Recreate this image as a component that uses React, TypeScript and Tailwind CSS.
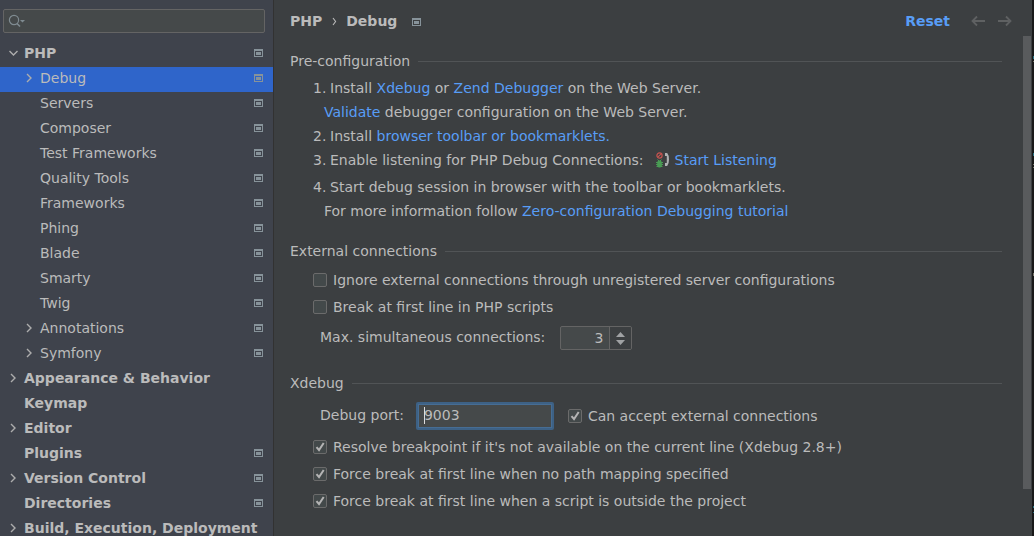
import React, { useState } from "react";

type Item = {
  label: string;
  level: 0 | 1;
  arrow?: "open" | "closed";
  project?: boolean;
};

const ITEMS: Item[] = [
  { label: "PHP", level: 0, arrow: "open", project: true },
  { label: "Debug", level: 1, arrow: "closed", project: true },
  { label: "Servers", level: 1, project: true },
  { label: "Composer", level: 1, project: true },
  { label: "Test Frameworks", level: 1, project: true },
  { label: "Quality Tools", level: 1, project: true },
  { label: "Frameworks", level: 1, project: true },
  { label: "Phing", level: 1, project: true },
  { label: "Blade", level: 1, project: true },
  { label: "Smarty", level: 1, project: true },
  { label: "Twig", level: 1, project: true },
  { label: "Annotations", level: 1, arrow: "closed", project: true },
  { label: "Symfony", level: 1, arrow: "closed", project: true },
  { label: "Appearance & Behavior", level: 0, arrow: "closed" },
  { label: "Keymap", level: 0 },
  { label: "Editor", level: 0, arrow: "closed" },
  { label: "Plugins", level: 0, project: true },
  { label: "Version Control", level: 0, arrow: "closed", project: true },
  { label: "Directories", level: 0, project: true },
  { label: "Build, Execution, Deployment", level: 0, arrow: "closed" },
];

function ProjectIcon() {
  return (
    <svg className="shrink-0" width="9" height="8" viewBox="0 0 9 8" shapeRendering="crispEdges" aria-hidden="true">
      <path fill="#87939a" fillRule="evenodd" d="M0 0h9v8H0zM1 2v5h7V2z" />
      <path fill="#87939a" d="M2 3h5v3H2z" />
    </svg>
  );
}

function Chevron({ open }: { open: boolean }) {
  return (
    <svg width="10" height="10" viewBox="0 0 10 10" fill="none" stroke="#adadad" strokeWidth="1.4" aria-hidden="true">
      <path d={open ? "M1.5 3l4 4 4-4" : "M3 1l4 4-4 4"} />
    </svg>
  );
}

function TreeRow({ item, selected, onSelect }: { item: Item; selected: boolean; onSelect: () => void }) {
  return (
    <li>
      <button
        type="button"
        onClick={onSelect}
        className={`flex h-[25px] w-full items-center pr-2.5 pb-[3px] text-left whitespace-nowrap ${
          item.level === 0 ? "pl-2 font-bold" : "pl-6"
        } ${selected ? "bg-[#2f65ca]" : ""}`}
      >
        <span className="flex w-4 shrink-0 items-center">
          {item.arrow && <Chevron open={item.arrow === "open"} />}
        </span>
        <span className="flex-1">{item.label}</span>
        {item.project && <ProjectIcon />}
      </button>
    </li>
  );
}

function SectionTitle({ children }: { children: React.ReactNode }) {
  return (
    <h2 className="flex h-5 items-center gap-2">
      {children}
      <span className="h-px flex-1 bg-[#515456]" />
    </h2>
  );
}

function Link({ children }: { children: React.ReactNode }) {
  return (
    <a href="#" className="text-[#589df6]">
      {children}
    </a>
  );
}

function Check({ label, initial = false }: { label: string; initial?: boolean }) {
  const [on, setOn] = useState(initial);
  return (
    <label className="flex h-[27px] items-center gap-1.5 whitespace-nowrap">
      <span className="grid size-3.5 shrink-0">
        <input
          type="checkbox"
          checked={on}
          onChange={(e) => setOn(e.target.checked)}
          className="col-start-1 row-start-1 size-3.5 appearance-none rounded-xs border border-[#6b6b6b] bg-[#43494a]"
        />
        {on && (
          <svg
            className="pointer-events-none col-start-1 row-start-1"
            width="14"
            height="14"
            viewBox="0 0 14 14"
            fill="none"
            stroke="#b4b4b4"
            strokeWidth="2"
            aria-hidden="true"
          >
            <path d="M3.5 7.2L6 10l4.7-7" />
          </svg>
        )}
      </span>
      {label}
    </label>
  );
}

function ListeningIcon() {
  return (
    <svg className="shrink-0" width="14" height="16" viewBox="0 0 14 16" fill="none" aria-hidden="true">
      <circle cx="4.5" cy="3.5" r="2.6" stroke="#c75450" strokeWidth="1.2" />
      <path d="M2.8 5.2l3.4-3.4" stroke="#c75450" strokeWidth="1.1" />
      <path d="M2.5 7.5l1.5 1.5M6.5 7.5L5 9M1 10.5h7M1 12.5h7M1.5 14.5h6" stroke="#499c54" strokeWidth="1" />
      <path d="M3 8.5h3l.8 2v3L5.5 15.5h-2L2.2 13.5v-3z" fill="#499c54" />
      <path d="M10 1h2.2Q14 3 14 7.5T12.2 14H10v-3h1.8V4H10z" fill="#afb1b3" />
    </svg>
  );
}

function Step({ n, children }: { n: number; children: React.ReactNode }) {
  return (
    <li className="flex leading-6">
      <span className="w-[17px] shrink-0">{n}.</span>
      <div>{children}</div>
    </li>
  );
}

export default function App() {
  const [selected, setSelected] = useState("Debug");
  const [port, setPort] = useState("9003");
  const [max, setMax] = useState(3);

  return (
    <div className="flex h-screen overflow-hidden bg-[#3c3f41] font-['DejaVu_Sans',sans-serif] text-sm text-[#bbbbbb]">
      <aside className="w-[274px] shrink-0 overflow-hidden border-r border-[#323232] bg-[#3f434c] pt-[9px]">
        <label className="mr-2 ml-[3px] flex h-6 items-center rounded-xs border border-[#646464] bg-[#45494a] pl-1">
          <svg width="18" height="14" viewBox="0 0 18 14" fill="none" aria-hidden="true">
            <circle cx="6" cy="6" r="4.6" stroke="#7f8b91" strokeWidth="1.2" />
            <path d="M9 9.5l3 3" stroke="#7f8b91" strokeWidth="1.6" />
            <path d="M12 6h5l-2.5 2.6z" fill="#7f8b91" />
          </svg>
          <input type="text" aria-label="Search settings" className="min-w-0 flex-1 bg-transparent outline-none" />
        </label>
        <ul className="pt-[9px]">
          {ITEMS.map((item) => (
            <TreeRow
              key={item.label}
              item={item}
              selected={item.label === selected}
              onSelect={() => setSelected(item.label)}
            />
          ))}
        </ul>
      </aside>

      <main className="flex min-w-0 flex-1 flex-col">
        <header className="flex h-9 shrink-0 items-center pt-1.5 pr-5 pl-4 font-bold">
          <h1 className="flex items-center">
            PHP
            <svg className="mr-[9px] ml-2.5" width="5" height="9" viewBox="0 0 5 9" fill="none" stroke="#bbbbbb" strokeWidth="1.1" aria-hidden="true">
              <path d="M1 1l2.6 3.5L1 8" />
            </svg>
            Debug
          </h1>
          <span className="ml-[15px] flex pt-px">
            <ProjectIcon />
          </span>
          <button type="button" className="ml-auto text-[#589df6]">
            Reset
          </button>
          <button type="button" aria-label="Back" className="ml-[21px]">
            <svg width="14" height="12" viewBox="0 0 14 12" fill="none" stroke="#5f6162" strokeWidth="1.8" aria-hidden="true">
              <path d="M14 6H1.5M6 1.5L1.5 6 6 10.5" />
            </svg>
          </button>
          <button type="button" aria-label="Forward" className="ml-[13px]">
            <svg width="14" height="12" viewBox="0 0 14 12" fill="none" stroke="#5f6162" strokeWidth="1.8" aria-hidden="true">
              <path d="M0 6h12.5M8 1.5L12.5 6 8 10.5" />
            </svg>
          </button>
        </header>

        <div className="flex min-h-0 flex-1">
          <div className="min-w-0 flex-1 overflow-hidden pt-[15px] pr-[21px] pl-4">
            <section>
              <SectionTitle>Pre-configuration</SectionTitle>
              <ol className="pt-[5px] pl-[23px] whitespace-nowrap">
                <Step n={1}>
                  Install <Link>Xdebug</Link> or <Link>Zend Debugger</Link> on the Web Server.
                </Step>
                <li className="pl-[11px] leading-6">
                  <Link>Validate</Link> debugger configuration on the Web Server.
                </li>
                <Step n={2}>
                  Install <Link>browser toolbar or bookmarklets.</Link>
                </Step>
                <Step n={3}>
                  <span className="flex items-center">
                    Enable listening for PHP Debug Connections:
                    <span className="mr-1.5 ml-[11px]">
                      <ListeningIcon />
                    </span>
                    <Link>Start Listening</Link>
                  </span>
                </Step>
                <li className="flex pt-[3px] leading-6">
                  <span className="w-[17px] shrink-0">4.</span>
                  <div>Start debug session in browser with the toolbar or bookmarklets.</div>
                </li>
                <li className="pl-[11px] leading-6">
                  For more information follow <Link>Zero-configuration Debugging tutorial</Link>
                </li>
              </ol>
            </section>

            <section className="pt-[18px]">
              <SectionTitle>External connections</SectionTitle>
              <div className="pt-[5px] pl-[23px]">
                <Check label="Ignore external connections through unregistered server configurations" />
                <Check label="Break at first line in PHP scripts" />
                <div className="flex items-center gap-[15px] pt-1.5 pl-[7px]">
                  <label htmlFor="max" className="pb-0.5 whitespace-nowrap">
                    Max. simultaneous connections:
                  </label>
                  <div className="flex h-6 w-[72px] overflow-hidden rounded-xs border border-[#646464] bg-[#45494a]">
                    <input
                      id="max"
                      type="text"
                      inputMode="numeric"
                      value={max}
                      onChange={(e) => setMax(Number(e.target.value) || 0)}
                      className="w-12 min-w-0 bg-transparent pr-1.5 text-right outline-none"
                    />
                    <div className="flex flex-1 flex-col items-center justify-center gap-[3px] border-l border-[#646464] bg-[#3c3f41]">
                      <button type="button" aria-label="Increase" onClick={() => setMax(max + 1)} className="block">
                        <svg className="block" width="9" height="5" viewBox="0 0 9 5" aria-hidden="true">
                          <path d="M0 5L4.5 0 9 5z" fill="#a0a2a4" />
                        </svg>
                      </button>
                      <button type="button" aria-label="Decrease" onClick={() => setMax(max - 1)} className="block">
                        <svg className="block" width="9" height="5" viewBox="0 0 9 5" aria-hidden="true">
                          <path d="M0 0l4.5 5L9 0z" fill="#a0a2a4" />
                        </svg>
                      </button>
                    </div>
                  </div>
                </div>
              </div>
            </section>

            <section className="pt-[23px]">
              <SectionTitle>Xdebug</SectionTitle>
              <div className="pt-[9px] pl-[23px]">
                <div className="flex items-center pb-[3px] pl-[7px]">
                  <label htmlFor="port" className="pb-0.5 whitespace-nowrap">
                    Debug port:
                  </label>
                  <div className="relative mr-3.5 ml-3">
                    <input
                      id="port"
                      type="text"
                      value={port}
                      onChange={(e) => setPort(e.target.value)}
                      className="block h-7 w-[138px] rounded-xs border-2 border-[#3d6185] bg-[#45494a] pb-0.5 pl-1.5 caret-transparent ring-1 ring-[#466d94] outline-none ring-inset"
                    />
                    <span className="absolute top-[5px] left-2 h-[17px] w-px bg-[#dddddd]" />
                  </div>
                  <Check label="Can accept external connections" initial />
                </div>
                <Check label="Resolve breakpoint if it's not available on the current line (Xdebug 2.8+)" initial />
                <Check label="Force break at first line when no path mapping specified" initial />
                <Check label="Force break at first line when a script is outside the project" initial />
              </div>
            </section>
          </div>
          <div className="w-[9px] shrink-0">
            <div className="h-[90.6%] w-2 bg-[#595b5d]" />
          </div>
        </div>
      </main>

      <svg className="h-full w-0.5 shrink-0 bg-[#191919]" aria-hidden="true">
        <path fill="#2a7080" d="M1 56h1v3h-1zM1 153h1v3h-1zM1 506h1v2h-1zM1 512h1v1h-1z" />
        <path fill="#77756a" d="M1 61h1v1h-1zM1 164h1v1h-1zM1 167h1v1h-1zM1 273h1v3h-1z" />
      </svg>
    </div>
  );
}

___

Using the material above, gather every line that includes "React".

**Correct output:**
Recreate this image as a component that uses React, TypeScript and Tailwind CSS.
import React, { useState } from "react";
function SectionTitle({ children }: { children: React.ReactNode }) {
function Link({ children }: { children: React.ReactNode }) {
function Step({ n, children }: { n: number; children: React.ReactNode }) {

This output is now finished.